Accepting that a parent is aging is not a simple emotional adjustment. For most of us, our parents have been the fixed points we navigate by. When those dynamics start to shift, it can trigger a form of anticipatory grief that catches even the most self-aware women off guard. We find ourselves mourning the person they used to be while sitting right next to them.
Then there is the specific isolation of midlife caregiving. Many of us are projecting competence in every other direction, holding things together at work, keeping family schedules intact, performing fine for the world, while quietly drowning in worry the moment no one is looking. That extra ten minutes you spend sitting in a parked car before walking into the house? That is not weakness. That is pressure finding the only release valve available.
Honoring Autonomy Without Disappearing Into the Role
The hardest piece of this, practically speaking, is figuring out how to support a parent without stripping them of their autonomy. No adult wants to feel managed by their child. When we see someone we love struggling, the instinct is to take over, fix it, and handle it. For women, that impulse has been trained into us for decades. But moving in and taking control is often the fastest route to a parent digging in, withdrawing, or resisting help they genuinely need.
The more useful approach is to ask more and direct less. Not presenting solutions, but opening doors. Asking how they feel about their current routine, what is working, and what has gotten harder. This kind of conversation respects that they are still the author of their own life, and it makes it far more likely they will actually let you in when the time comes. What would happen if we listened more than we managed?
It is also worth reading Make the Most of Your Time With Your Aging Parents if you have not already. The framing there around intentional presence, rather than functional caregiving, is something worth sitting with.
Building a Web of Support for Caring for Aging Parents
The other piece most women resist admitting: you cannot do this alone. The belief that you should be able to is one of the most destructive myths in the caregiving conversation.

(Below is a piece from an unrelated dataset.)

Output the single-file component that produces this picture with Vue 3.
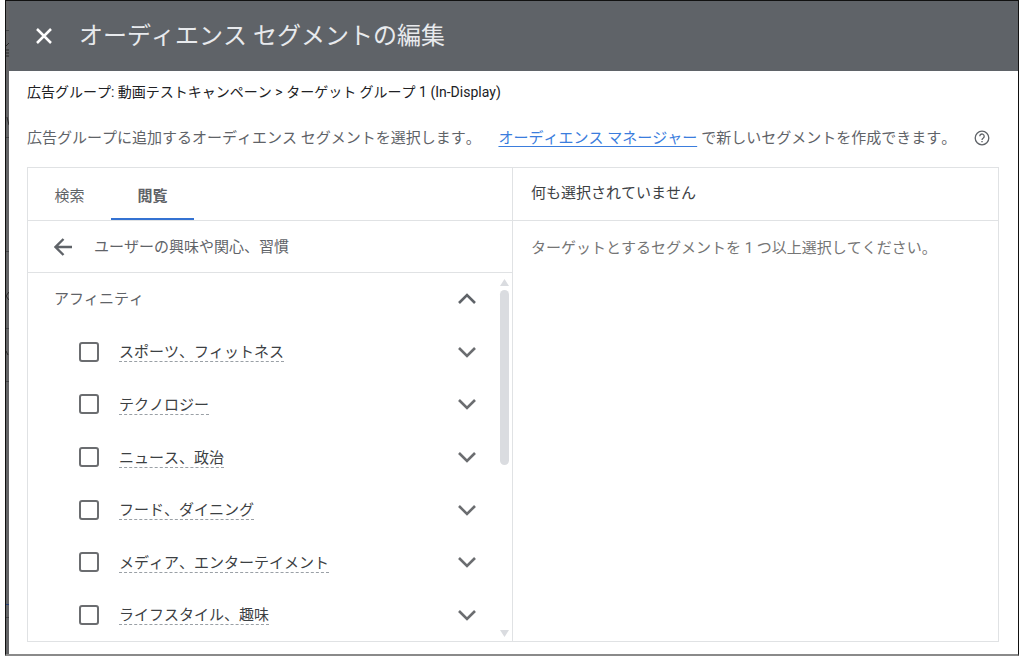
<script setup>
import {ref} from 'vue';

const activeTab = ref('browse');
const open = ref(true);

const tabs = [
    {id: 'search', label: '検索'},
    {id: 'browse', label: '閲覧'},
];

const segments = ref([
    {id: 'sports', label: 'スポーツ、フィットネス', checked: false},
    {id: 'tech', label: 'テクノロジー', checked: false},
    {id: 'news', label: 'ニュース、政治', checked: false},
    {id: 'food', label: 'フード、ダイニング', checked: false},
    {id: 'media', label: 'メディア、エンターテイメント', checked: false},
    {id: 'lifestyle', label: 'ライフスタイル、趣味', checked: false},
]);
</script>

<template>
    <div class="page">
        <div class="window">
            <svg class="backdrop" viewBox="0 0 3 654" preserveAspectRatio="xMinYMin slice" aria-hidden="true">
                <path d="M0 29.500h3M0 136.500h3M0 250.500h3M0 327.500h3M0 380.500h3M0 616.500h3" stroke="#444547" />
                <path d="M0 45l3-3M0 49h3M0 52h3M0 55h3M1 116l2 8M3 291l-3 4 3 4M0 350l2 4" stroke="#2b2b2b" fill="none" />
                <path d="M0 603.500h3" stroke="#26427a" />
            </svg>
            <section class="dialog">
                <header class="dialog-header">
                    <button type="button" class="icon-btn" aria-label="閉じる">
                        <svg width="18" height="18" viewBox="0 0 18 18">
                            <path d="M2 2l14 14M16 2L2 16" stroke="#fff" stroke-width="2.500" />
                        </svg>
                    </button>
                    <h1>オーディエンス セグメントの編集</h1>
                </header>

                <div class="dialog-body">
                    <p class="breadcrumb">広告グループ: 動画テストキャンペーン &gt; ターゲット グループ 1 (In-Display)</p>
                    <div class="intro">
                        <p>広告グループに追加するオーディエンス セグメントを選択します。 <a href="#">オーディエンス マネージャー</a>で新しいセグメントを作成できます。</p>
                        <button type="button" class="icon-btn" aria-label="ヘルプ">
                            <svg width="16" height="16" viewBox="0 0 16 16" fill="none" stroke="#5f6368">
                                <circle cx="8" cy="8" r="6.800" stroke-width="1.300" />
                                <path d="M5.800 6.300a2.200 2.200 0 1 1 3.500 1.700C8.400 8.600 8 8.900 8 9.900" stroke-width="1.300" />
                                <path d="M8 10.900v1.400" stroke-width="1.400" />
                            </svg>
                        </button>
                    </div>

                    <div class="picker">
                        <div class="picker-left">
                            <nav class="tabs">
                                <button
                                    v-for="tab in tabs"
                                    :key="tab.id"
                                    type="button"
                                    class="tab"
                                    :class="{active: activeTab === tab.id}"
                                    @click="activeTab = tab.id"
                                >{{ tab.label }}</button>
                            </nav>
                            <div class="back-row">
                                <button type="button" class="icon-btn" aria-label="戻る">
                                    <svg width="18" height="18" viewBox="0 0 18 18" fill="none" stroke="#5f6368" stroke-width="2.400">
                                        <path d="M18 9H2M9.500 1L1.500 9l8 8" />
                                    </svg>
                                </button>
                                <span>ユーザーの興味や関心、習慣</span>
                            </div>
                            <div class="scroll-area">
                                <div class="list">
                                    <div class="row group">
                                        <span>アフィニティ</span>
                                        <button type="button" class="icon-btn" aria-label="折りたたむ" @click="open = !open">
                                            <svg width="18" height="12" viewBox="0 0 18 12">
                                                <path d="M1 10l8-8 8 8" fill="none" stroke="#5f6368" stroke-width="2.600" />
                                            </svg>
                                        </button>
                                    </div>
                                    <template v-if="open">
                                        <div v-for="segment in segments" :key="segment.id" class="row">
                                            <input :id="segment.id" v-model="segment.checked" type="checkbox">
                                            <label :for="segment.id">{{ segment.label }}</label>
                                            <button type="button" class="icon-btn" aria-label="展開">
                                                <svg width="18" height="12" viewBox="0 0 18 12">
                                                    <path d="M1 2l8 8 8-8" fill="none" stroke="#6b6d70" stroke-width="2.600" />
                                                </svg>
                                            </button>
                                        </div>
                                    </template>
                                </div>
                                <div class="scrollbar">
                                    <svg width="9" height="7" viewBox="0 0 9 7"><path d="M4.500 0L9 7H0z" fill="#dadce0" /></svg>
                                    <div class="track"><div class="thumb"></div></div>
                                    <svg width="9" height="7" viewBox="0 0 9 7"><path d="M0 0h9L4.500 7z" fill="#dadce0" /></svg>
                                </div>
                            </div>
                        </div>
                        <div class="picker-right">
                            <h2>何も選択されていません</h2>
                            <p>ターゲットとするセグメントを 1 つ以上選択してください。</p>
                        </div>
                    </div>
                </div>
            </section>
        </div>
    </div>
</template>

<style>
body {
    margin: 0;
    background: #fff;
}
</style>

<style scoped>
* {
    box-sizing: border-box;
}
.page {
    display: flex;
    min-height: 100vh;
    padding: 0 3px 8px 5px;
    font-family: Roboto, "Noto Sans CJK JP", sans-serif;
    font-size: 15px;
    font-kerning: none;
    line-height: 24px;
    color: #5f6368;
}
h1, h2, p {
    margin: 0;
    font-weight: 400;
}
button {
    padding: 0;
    border: 0;
    background: none;
    font: inherit;
    font-kerning: none;
    color: inherit;
    cursor: pointer;
}
.icon-btn {
    display: flex;
    flex: none;
}
.window {
    position: relative;
    display: flex;
    flex: 1;
    padding-left: 3px;
    border: 1px solid #111;
    border-bottom: 2px solid #8a8a8a;
    background: #636466;
}
.backdrop {
    position: absolute;
    top: 0;
    left: 0;
    width: 3px;
    height: 100%;
}
.dialog {
    display: flex;
    flex: 1;
    flex-direction: column;
    background: #fff;
}
.dialog-header {
    display: flex;
    align-items: center;
    gap: 26px;
    height: 70px;
    padding-left: 26px;
    background: #5f6368;
}
.dialog-header h1 {
    font-size: 24px;
    line-height: 32px;
    color: #e8eaed;
}
.dialog-body {
    display: flex;
    flex: 1;
    flex-direction: column;
    padding: 9px 19px 12px 18px;
}
.breadcrumb {
    font-size: 14px;
    color: #202124;
}
.intro {
    display: flex;
    align-items: center;
    justify-content: space-between;
    padding: 22px 9px 17px 0;
}
.intro a {
    margin: 0 4px 0 14px;
    color: #3b7ddd;
    text-decoration: underline;
    text-underline-offset: 3px;
}
.picker {
    display: grid;
    flex: 1;
    grid-template-columns: 1fr 1fr;
    border: 1px solid #e0e2e4;
}
.picker-left {
    display: flex;
    flex-direction: column;
    border-right: 1px solid #e0e2e4;
}
.tabs {
    display: flex;
    height: 53px;
    border-bottom: 1px solid #e0e2e4;
}
.tab {
    width: 83px;
    height: 52px;
    padding-top: 6px;
    border-bottom: 2px solid transparent;
}
.tab.active {
    border-bottom-color: #3472d2;
    font-weight: 600;
}
.back-row {
    display: flex;
    align-items: center;
    gap: 22px;
    height: 52px;
    padding-left: 26px;
    border-bottom: 1px solid #e0e2e4;
}
.scroll-area {
    display: flex;
    flex: 1;
}
.list {
    display: flex;
    flex: 1;
    flex-direction: column;
}
.row {
    display: flex;
    flex: 1 0 52px;
    align-items: center;
    padding: 0 21px 0 51px;
}
.row.group {
    padding-left: 26px;
}
.row .icon-btn {
    margin-left: auto;
}
.row input {
    width: 20px;
    height: 20px;
    margin: 0 20px 0 0;
    border: 2px solid #6b6d70;
    border-radius: 3px;
    background: #fff;
    appearance: none;
}
.row input:checked {
    border-color: #1a73e8;
    background: #1a73e8;
}
.row label {
    padding-top: 2px;
    border-bottom: 1px dashed #9aa0a6;
    line-height: 18px;
    color: #3c4043;
}
.scrollbar {
    display: flex;
    flex-direction: column;
    align-items: center;
    gap: 4px;
    width: 15px;
    padding: 6px 3px 4px;
}
.scrollbar svg {
    flex: none;
}
.track {
    flex: 1;
    width: 9px;
}
.thumb {
    height: 52%;
    border-radius: 5px;
    background: #dadce0;
}
.picker-right h2 {
    height: 53px;
    padding: 13px 18px;
    border-bottom: 1px solid #e0e2e4;
    font-size: 15px;
    color: #3c4043;
}
.picker-right p {
    padding: 15px 18px;
    color: #757575;
}
</style>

A real support structure means looking at the full range of what is available, not just defaulting to yourself as the only option.

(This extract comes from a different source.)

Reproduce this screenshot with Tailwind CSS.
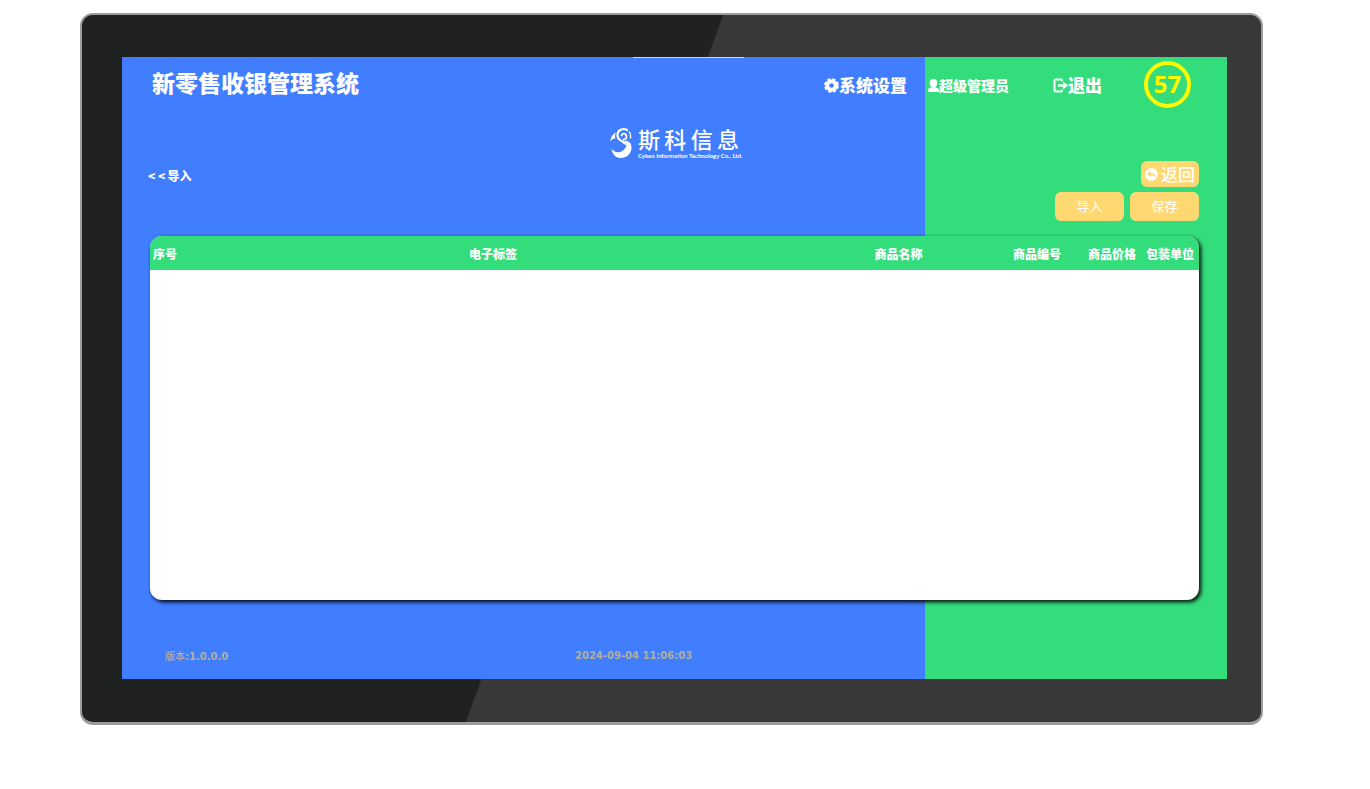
<!DOCTYPE html>
<html lang="zh-CN">
<head>
    <meta charset="utf-8">
    <meta name="viewport" content="width=device-width, initial-scale=1">
    <title>新零售收银管理系统</title>
    <script src="https://cdn.jsdelivr.net/npm/@tailwindcss/browser@4"></script>
</head>

<body class="min-h-screen bg-white text-white font-['Noto_Sans_CJK_SC',sans-serif]">
    <!-- 显示器外框 -->
    <div class="pt-[13px] pl-20 pr-[107px] pb-16">
        <div class="rounded-[13px] border-2 border-b-3 border-[#9b9b9b] bg-[linear-gradient(110deg,#202121_44.6%,#383838_44.7%)] bg-origin-border pt-[42px] pr-[34px] pb-[43px] pl-10">
            <!-- 屏幕 -->
            <div class="relative flex flex-col min-h-[622px] bg-[linear-gradient(to_right,#417dff_calc(100%-302px),#34dd7c_calc(100%-302px))]">
                <div class="absolute top-0 left-[511px] w-[111px] h-px bg-[#c3d5ff]"></div>
                <header class="flex h-[54px]">
                    <div class="flex flex-1 items-center justify-between pl-[30px] pr-[18px]">
                        <h1 class="text-[23px] leading-8 font-black pb-1">新零售收银管理系统</h1>
                        <a href="#" class="flex items-center text-[17px] leading-6 font-black pt-0.5">
                            <svg class="size-[15px]" viewBox="0 0 16 16" fill="none" stroke="currentColor">
                                <circle cx="8" cy="8" r="4.5" stroke-width="4"/>
                                <circle cx="8" cy="8" r="6.600" stroke-width="2.600" stroke-dasharray="3.400 1.784"/>
                            </svg>
                            系统设置
                        </a>
                    </div>
                    <div class="flex w-[302px] items-center pl-[3px] pr-9">
                        <a href="#" class="flex items-center text-sm font-black pt-0.5">
                            <svg class="w-[11px] h-[13px]" viewBox="0 0 11 13" fill="currentColor">
                                <ellipse cx="5.5" cy="4" rx="3.8" ry="4"/>
                                <path d="M3.6 7h3.8v1.3l2.3.9c.9.4 1.3 1 1.3 1.9V13H0v-1.900c0-.9.4-1.500 1.300-1.900l2.300-.9z"/>
                            </svg>
                            超级管理员
                        </a>
                        <a href="#" class="ml-11 flex items-center text-[17px] leading-6 font-black pt-0.5">
                            <svg class="w-[15px] h-[15px]" viewBox="0 0 15 15" fill="none" stroke="currentColor" stroke-width="2">
                                <path d="M9 1.500H2.800Q1.500 1.500 1.500 2.800V12.200Q1.500 13.500 2.800 13.500H9"/>
                                <path d="M9 1V3.500M9 11.500V14" stroke-width="1.500"/>
                                <path d="M5 7.500H11" stroke-width="2.400"/>
                                <path d="M10.200 3.500L15 7.500L10.200 11.500Z" fill="currentColor" stroke="none"/>
                            </svg>
                            退出
                        </a>
                        <span class="ml-auto flex size-[47px] items-center justify-center rounded-full border-4 border-[#fdf900] font-['Open_Sans',sans-serif] text-2xl font-bold text-[#fdf900]">57</span>
                    </div>
                </header>

                <!-- logo -->
                <div class="flex justify-center pt-4">
                    <div class="flex h-8 items-start gap-1.5">
                        <svg class="w-[22px] h-8" viewBox="0 0 22 32" fill="currentColor">
                            <path d="M1.500 21.500C4 25.800 9.500 26.500 13 23.500C17 20.500 17.500 16.500 15 13.500C20 14 22 17.500 21.500 21.500C20.800 27.500 16 31.300 10.300 31C5.500 30.700 2 27 1.500 21.500Z"/>
                            <path d="M17 3C13.500.8 8.500 2.500 7.600 6.500C6.500 11 9.500 13.500 14 15" fill="none" stroke="currentColor" stroke-width="2.200" stroke-linecap="round"/>
                            <path d="M11.500 8.500C12 6.500 14.500 6 16 7.800C17.500 10 16 12.500 13.500 12.300" fill="none" stroke="currentColor" stroke-width="1.800" stroke-linecap="round"/>
                            <path d="M8 10C9.500 14 12 16 16.500 18.500L17.500 14.500C13 14.500 10 13 8 10Z"/>
                            <path d="M5.800 5.500C3 7 .8 9.700.2 14.500C1.500 12.600 3 11.700 5.300 11.500C4.900 9.500 5 7.500 5.800 5.500Z"/>
                            <path d="M18.800 4.500C20.500 6 21 8.500 20.300 11.500" fill="none" stroke="currentColor" stroke-width="1.400"/>
                        </svg>
                        <div class="w-[101px]">
                            <div class="flex justify-between text-[22px] leading-[22px] font-medium">
                                <span>斯</span><span>科</span><span>信</span><span>息</span>
                            </div>
                            <div class="whitespace-nowrap font-['Lato',sans-serif] text-[6px] leading-[14px] font-bold">Cykeo Information Technology Co., Ltd.</div>
                        </div>
                    </div>
                </div>

                <main class="flex flex-1 flex-col pt-0.5 pl-7 pr-7">
                    <div class="flex items-center justify-between">
                        <a href="#" class="-ml-0.5 flex gap-0.5 text-xs font-black pt-1"><span>&lt; &lt;</span>导入</a>
                        <button class="flex h-[26px] w-[58px] items-center justify-center gap-[3px] rounded-md bg-[#ffd871] text-[17px] leading-6 font-medium">
                            <svg class="size-[13px]" viewBox="0 0 13 13">
                                <circle cx="6.500" cy="6.500" r="6.500" fill="#fff"/>
                                <path d="M2 6L5.600 3V4.900C8.800 4.900 10.500 6.300 10.700 9.500C9.500 7.800 8 7.200 5.600 7.200V9Z" fill="#ffd871"/>
                            </svg>
                            返回
                        </button>
                    </div>
                    <div class="mt-[5px] flex justify-end gap-1.5">
                        <button class="h-[29px] w-[69px] rounded-md bg-[#ffd871] pb-0.5 text-[13px]">导入</button>
                        <button class="h-[29px] w-[69px] rounded-md bg-[#ffd871] pb-0.5 text-[13px]">保存</button>
                    </div>

                    <!-- 商品列表 -->
                    <div class="mt-[15px] flex-1 overflow-hidden rounded-xl bg-white shadow-[2px_2px_4px_0px_#000]">
                        <table class="w-full table-fixed text-xs">
                            <colgroup>
                                <col class="w-[30px]">
                                <col>
                                <col class="w-[185px]">
                                <col class="w-[92px]">
                                <col class="w-[58px]">
                                <col class="w-[58px]">
                            </colgroup>
                            <thead>
                                <tr class="h-[34px] bg-[#34dd7c] whitespace-nowrap">
                                    <th class="p-0 pt-0.5 font-black">序号</th>
                                    <th class="p-0 pt-0.5 font-black">电子标签</th>
                                    <th class="p-0 pt-0.5 font-black">商品名称</th>
                                    <th class="p-0 pt-0.5 font-black">商品编号</th>
                                    <th class="p-0 pt-0.5 font-black">商品价格</th>
                                    <th class="p-0 pt-0.5 font-black">包装单位</th>
                                </tr>
                            </thead>
                            <tbody></tbody>
                        </table>
                    </div>
                </main>

                <footer class="flex pt-12 pb-3.5 pl-[43px] font-['DejaVu_Sans',sans-serif] text-[10px] leading-4 font-bold text-[#aeb09c]">
                    <span class="w-[410px]"><span class="font-['Noto_Sans_CJK_SC'] font-medium">版本</span>:1.0.0.0</span>
                    <time>2024-09-04 11:06:03</time>
                </footer>
            </div>
        </div>
    </div>
</body>
</html>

That might look like coordinating with siblings or other family members on a shared schedule so the logistical weight gets distributed rather than silently assumed. It might mean tapping local resources: senior centers, meal delivery programs, volunteer transport networks. For families managing long distances or genuinely packed schedules, a geriatric care manager can take an objective look at a parent’s needs and flag options you would not have thought to ask about.
Professional in-home care is worth considering seriously when the load exceeds what the family can reasonably carry. Services like in-home care in Houston through Herewith, for example, can build care plans tailored to a parent’s specific daily routine, no contracts, no minimum hours, and the ability to adjust as needs change. When someone else is handling the logistics of daily life, the relationship between you and your parent has room to breathe. You stop showing up as the household manager and start showing up as their daughter again.
That shift matters more than most people realize until they have experienced it.
Burnout Is Structural, Not Personal
Caring for aging parents is a marathon with no defined finish line. Burnout is not a character flaw. It is what happens when one person absorbs too much for too long without adequate support. Losing patience faster than usual, dreading the phone calls you used to look forward to, feeling flattened by decisions that should feel minor: these are signals, not assessments of who you are.
Taking care of yourself through this is not optional. It is the difference between being present for your parent and going through the motions while running on empty. Protecting your sleep, your time, your own appointments is part of the job. The logic is the same as an oxygen mask on a plane: you are not actually helping anyone if you are the one who cannot breathe.
This season of life is not about achieving some perfect version of caregiving. Aging does not get resolved. What is possible is genuine presence, the kind that comes when you have been honest about what you can carry and have built a structure that actually supports it. That is the thing worth reaching for.